**WRITTEN PROBLEM**
Copy the data exactly; pictures stay out of the copy.

Web page code records
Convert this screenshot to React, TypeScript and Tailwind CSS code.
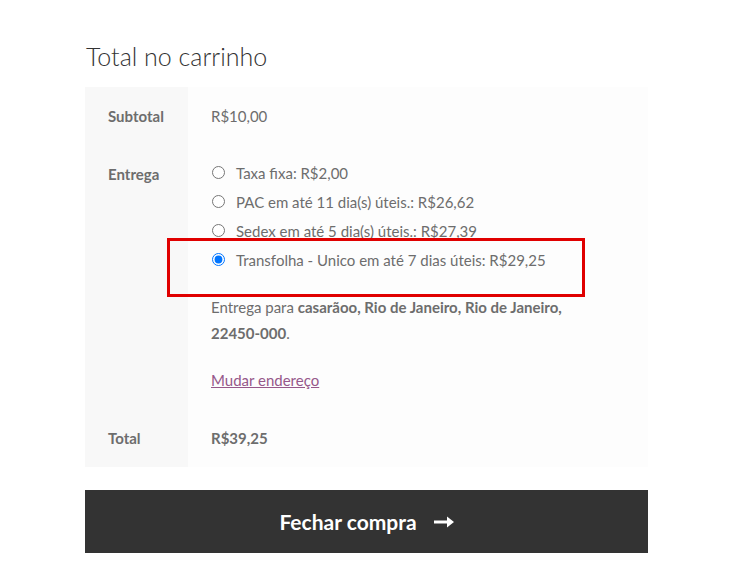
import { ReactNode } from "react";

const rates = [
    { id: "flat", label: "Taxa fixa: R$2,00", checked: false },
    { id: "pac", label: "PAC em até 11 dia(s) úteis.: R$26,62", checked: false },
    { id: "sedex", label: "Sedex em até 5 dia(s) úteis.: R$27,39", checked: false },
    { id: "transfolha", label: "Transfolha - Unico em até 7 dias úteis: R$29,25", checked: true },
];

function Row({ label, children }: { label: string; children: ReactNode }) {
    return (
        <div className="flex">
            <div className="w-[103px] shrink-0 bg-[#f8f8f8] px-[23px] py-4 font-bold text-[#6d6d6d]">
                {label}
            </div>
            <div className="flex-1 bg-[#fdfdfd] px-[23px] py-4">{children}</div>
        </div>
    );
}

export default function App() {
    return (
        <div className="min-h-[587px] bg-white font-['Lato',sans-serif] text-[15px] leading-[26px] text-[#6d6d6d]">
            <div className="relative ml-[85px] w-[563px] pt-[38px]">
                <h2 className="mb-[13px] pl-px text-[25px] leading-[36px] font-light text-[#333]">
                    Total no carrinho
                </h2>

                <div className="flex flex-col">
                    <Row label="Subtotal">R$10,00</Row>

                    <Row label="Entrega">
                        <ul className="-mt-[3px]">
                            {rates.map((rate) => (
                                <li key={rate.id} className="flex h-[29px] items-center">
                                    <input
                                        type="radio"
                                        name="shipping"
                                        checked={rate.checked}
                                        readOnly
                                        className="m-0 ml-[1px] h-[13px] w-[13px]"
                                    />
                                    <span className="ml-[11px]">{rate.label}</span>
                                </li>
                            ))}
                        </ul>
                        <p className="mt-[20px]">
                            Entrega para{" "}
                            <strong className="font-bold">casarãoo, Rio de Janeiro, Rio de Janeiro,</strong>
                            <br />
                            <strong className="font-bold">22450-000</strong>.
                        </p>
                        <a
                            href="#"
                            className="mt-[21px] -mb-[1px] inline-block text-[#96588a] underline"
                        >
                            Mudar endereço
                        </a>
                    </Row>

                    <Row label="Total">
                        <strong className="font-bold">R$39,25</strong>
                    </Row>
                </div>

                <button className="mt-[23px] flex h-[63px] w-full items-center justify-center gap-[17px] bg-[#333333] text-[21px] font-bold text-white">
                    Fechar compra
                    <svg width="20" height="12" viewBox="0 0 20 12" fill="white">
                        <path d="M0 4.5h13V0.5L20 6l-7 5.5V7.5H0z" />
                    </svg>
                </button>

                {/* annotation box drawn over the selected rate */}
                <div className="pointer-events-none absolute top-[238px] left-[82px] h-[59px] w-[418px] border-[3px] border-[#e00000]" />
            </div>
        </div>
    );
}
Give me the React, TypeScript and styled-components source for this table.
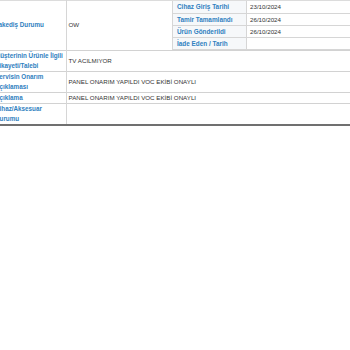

**RESULT**
Convert this screenshot to React, TypeScript and Tailwind CSS code.
import { ReactNode } from "react";

const rates = [
    { id: "flat", label: "Taxa fixa: R$2,00", checked: false },
    { id: "pac", label: "PAC em até 11 dia(s) úteis.: R$26,62", checked: false },
    { id: "sedex", label: "Sedex em até 5 dia(s) úteis.: R$27,39", checked: false },
    { id: "transfolha", label: "Transfolha - Unico em até 7 dias úteis: R$29,25", checked: true },
];

function Row({ label, children }: { label: string; children: ReactNode }) {
    return (
        <div className="flex">
            <div className="w-[103px] shrink-0 bg-[#f8f8f8] px-[23px] py-4 font-bold text-[#6d6d6d]">
                {label}
            </div>
            <div className="flex-1 bg-[#fdfdfd] px-[23px] py-4">{children}</div>
        </div>
    );
}

export default function App() {
    return (
        <div className="min-h-[587px] bg-white font-['Lato',sans-serif] text-[15px] leading-[26px] text-[#6d6d6d]">
            <div className="relative ml-[85px] w-[563px] pt-[38px]">
                <h2 className="mb-[13px] pl-px text-[25px] leading-[36px] font-light text-[#333]">
                    Total no carrinho
                </h2>

                <div className="flex flex-col">
                    <Row label="Subtotal">R$10,00</Row>

                    <Row label="Entrega">
                        <ul className="-mt-[3px]">
                            {rates.map((rate) => (
                                <li key={rate.id} className="flex h-[29px] items-center">
                                    <input
                                        type="radio"
                                        name="shipping"
                                        checked={rate.checked}
                                        readOnly
                                        className="m-0 ml-[1px] h-[13px] w-[13px]"
                                    />
                                    <span className="ml-[11px]">{rate.label}</span>
                                </li>
                            ))}
                        </ul>
                        <p className="mt-[20px]">
                            Entrega para{" "}
                            <strong className="font-bold">casarãoo, Rio de Janeiro, Rio de Janeiro,</strong>
                            <br />
                            <strong className="font-bold">22450-000</strong>.
                        </p>
                        <a
                            href="#"
                            className="mt-[21px] -mb-[1px] inline-block text-[#96588a] underline"
                        >
                            Mudar endereço
                        </a>
                    </Row>

                    <Row label="Total">
                        <strong className="font-bold">R$39,25</strong>
                    </Row>
                </div>

                <button className="mt-[23px] flex h-[63px] w-full items-center justify-center gap-[17px] bg-[#333333] text-[21px] font-bold text-white">
                    Fechar compra
                    <svg width="20" height="12" viewBox="0 0 20 12" fill="white">
                        <path d="M0 4.5h13V0.5L20 6l-7 5.5V7.5H0z" />
                    </svg>
                </button>

                {/* annotation box drawn over the selected rate */}
                <div className="pointer-events-none absolute top-[238px] left-[82px] h-[59px] w-[418px] border-[3px] border-[#e00000]" />
            </div>
        </div>
    );
}
Give me the React, TypeScript and styled-components source for this table.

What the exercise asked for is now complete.